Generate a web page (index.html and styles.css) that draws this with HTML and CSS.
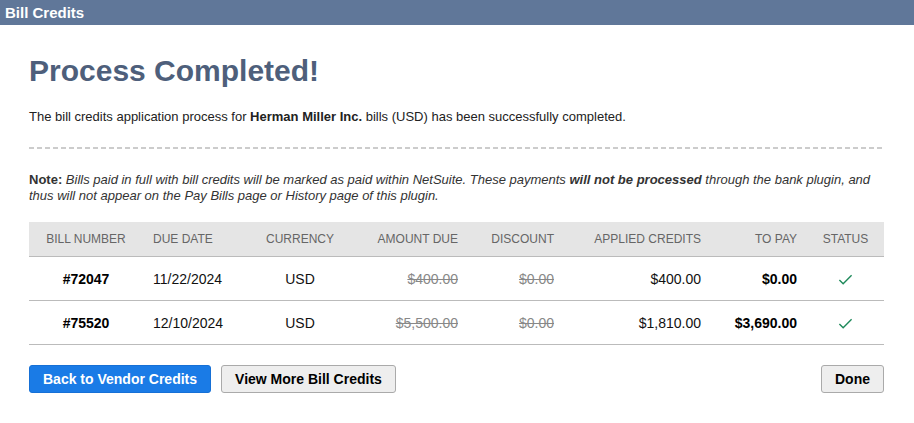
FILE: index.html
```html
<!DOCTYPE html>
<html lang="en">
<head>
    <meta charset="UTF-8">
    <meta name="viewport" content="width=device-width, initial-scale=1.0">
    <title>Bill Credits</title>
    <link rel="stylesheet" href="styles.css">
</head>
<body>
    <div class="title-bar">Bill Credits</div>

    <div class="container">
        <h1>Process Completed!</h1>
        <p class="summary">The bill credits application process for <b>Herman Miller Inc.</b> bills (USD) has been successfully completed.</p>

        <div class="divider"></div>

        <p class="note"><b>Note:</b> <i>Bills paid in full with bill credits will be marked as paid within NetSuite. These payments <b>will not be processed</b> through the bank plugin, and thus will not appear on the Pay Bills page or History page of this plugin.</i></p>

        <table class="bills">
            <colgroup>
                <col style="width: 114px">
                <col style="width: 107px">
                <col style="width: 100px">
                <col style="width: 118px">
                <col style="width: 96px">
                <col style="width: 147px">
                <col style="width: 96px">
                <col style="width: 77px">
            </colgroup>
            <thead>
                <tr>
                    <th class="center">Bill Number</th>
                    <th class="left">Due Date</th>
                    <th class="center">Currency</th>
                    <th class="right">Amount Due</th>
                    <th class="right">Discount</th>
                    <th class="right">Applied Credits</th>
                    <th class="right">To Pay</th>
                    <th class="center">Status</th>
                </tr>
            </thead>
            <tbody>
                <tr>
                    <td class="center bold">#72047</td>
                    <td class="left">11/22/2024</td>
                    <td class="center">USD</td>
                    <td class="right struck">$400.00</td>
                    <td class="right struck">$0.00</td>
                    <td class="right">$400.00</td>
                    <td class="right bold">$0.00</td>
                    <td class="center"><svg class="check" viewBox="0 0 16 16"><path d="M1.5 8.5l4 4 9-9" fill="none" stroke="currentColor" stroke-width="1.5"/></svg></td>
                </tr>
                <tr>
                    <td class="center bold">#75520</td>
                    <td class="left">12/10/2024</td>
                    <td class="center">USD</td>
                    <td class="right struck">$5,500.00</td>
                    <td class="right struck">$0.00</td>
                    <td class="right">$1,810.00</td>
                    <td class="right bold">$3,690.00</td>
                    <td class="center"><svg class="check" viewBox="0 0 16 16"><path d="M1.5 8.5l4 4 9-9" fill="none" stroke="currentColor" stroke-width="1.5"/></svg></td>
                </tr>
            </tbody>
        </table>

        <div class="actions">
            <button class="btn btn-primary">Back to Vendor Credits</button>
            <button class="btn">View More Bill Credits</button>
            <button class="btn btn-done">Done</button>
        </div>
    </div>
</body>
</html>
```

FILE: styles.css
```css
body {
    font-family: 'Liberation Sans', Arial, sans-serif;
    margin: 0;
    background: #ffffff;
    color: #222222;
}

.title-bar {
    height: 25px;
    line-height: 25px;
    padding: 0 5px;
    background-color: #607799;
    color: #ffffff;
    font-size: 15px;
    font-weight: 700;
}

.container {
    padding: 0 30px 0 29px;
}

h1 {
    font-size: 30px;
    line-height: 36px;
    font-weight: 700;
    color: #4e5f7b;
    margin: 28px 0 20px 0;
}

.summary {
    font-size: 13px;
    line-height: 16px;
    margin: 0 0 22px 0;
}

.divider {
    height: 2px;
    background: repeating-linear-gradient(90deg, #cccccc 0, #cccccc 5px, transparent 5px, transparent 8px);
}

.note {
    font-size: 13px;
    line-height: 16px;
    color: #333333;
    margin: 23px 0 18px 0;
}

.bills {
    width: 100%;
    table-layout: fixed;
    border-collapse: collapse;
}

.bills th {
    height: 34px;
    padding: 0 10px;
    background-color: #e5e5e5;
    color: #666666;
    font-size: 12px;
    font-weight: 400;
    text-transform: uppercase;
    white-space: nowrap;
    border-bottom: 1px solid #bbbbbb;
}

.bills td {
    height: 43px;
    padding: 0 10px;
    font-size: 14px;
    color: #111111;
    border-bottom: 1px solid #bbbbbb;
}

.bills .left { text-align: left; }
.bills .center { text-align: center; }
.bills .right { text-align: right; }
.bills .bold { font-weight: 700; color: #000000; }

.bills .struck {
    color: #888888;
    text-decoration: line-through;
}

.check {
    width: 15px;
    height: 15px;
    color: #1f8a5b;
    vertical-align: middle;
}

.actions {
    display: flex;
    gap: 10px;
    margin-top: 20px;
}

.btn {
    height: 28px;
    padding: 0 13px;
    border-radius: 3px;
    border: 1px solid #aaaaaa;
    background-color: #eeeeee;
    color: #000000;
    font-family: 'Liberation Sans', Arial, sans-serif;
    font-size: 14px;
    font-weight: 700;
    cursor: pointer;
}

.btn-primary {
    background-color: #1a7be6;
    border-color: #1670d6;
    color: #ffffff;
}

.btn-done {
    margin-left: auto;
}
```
◆ ◆ ◆ ◆ ◆
- _Your goal_: Leave the images out, please, and restate each line word for word.

- _Response to the task_:
Generate a web page (index.html and styles.css) that draws this with HTML and CSS.
FILE: index.html
```html
<!DOCTYPE html>
<html lang="en">
<head>
    <meta charset="UTF-8">
    <meta name="viewport" content="width=device-width, initial-scale=1.0">
    <title>Bill Credits</title>
    <link rel="stylesheet" href="styles.css">
</head>
<body>
    <div class="title-bar">Bill Credits</div>

    <div class="container">
        <h1>Process Completed!</h1>
        <p class="summary">The bill credits application process for <b>Herman Miller Inc.</b> bills (USD) has been successfully completed.</p>

        <div class="divider"></div>

        <p class="note"><b>Note:</b> <i>Bills paid in full with bill credits will be marked as paid within NetSuite. These payments <b>will not be processed</b> through the bank plugin, and thus will not appear on the Pay Bills page or History page of this plugin.</i></p>

        <table class="bills">
            <colgroup>
                <col style="width: 114px">
                <col style="width: 107px">
                <col style="width: 100px">
                <col style="width: 118px">
                <col style="width: 96px">
                <col style="width: 147px">
                <col style="width: 96px">
                <col style="width: 77px">
            </colgroup>
            <thead>
                <tr>
                    <th class="center">Bill Number</th>
                    <th class="left">Due Date</th>
                    <th class="center">Currency</th>
                    <th class="right">Amount Due</th>
                    <th class="right">Discount</th>
                    <th class="right">Applied Credits</th>
                    <th class="right">To Pay</th>
                    <th class="center">Status</th>
                </tr>
            </thead>
            <tbody>
                <tr>
                    <td class="center bold">#72047</td>
                    <td class="left">11/22/2024</td>
                    <td class="center">USD</td>
                    <td class="right struck">$400.00</td>
                    <td class="right struck">$0.00</td>
                    <td class="right">$400.00</td>
                    <td class="right bold">$0.00</td>
                    <td class="center"><svg class="check" viewBox="0 0 16 16"><path d="M1.5 8.5l4 4 9-9" fill="none" stroke="currentColor" stroke-width="1.5"/></svg></td>
                </tr>
                <tr>
                    <td class="center bold">#75520</td>
                    <td class="left">12/10/2024</td>
                    <td class="center">USD</td>
                    <td class="right struck">$5,500.00</td>
                    <td class="right struck">$0.00</td>
                    <td class="right">$1,810.00</td>
                    <td class="right bold">$3,690.00</td>
                    <td class="center"><svg class="check" viewBox="0 0 16 16"><path d="M1.5 8.5l4 4 9-9" fill="none" stroke="currentColor" stroke-width="1.5"/></svg></td>
                </tr>
            </tbody>
        </table>

        <div class="actions">
            <button class="btn btn-primary">Back to Vendor Credits</button>
            <button class="btn">View More Bill Credits</button>
            <button class="btn btn-done">Done</button>
        </div>
    </div>
</body>
</html>
```

FILE: styles.css
```css
body {
    font-family: 'Liberation Sans', Arial, sans-serif;
    margin: 0;
    background: #ffffff;
    color: #222222;
}

.title-bar {
    height: 25px;
    line-height: 25px;
    padding: 0 5px;
    background-color: #607799;
    color: #ffffff;
    font-size: 15px;
    font-weight: 700;
}

.container {
    padding: 0 30px 0 29px;
}

h1 {
    font-size: 30px;
    line-height: 36px;
    font-weight: 700;
    color: #4e5f7b;
    margin: 28px 0 20px 0;
}

.summary {
    font-size: 13px;
    line-height: 16px;
    margin: 0 0 22px 0;
}

.divider {
    height: 2px;
    background: repeating-linear-gradient(90deg, #cccccc 0, #cccccc 5px, transparent 5px, transparent 8px);
}

.note {
    font-size: 13px;
    line-height: 16px;
    color: #333333;
    margin: 23px 0 18px 0;
}

.bills {
    width: 100%;
    table-layout: fixed;
    border-collapse: collapse;
}

.bills th {
    height: 34px;
    padding: 0 10px;
    background-color: #e5e5e5;
    color: #666666;
    font-size: 12px;
    font-weight: 400;
    text-transform: uppercase;
    white-space: nowrap;
    border-bottom: 1px solid #bbbbbb;
}

.bills td {
    height: 43px;
    padding: 0 10px;
    font-size: 14px;
    color: #111111;
    border-bottom: 1px solid #bbbbbb;
}

.bills .left { text-align: left; }
.bills .center { text-align: center; }
.bills .right { text-align: right; }
.bills .bold { font-weight: 700; color: #000000; }

.bills .struck {
    color: #888888;
    text-decoration: line-through;
}

.check {
    width: 15px;
    height: 15px;
    color: #1f8a5b;
    vertical-align: middle;
}

.actions {
    display: flex;
    gap: 10px;
    margin-top: 20px;
}

.btn {
    height: 28px;
    padding: 0 13px;
    border-radius: 3px;
    border: 1px solid #aaaaaa;
    background-color: #eeeeee;
    color: #000000;
    font-family: 'Liberation Sans', Arial, sans-serif;
    font-size: 14px;
    font-weight: 700;
    cursor: pointer;
}

.btn-primary {
    background-color: #1a7be6;
    border-color: #1670d6;
    color: #ffffff;
}

.btn-done {
    margin-left: auto;
}
```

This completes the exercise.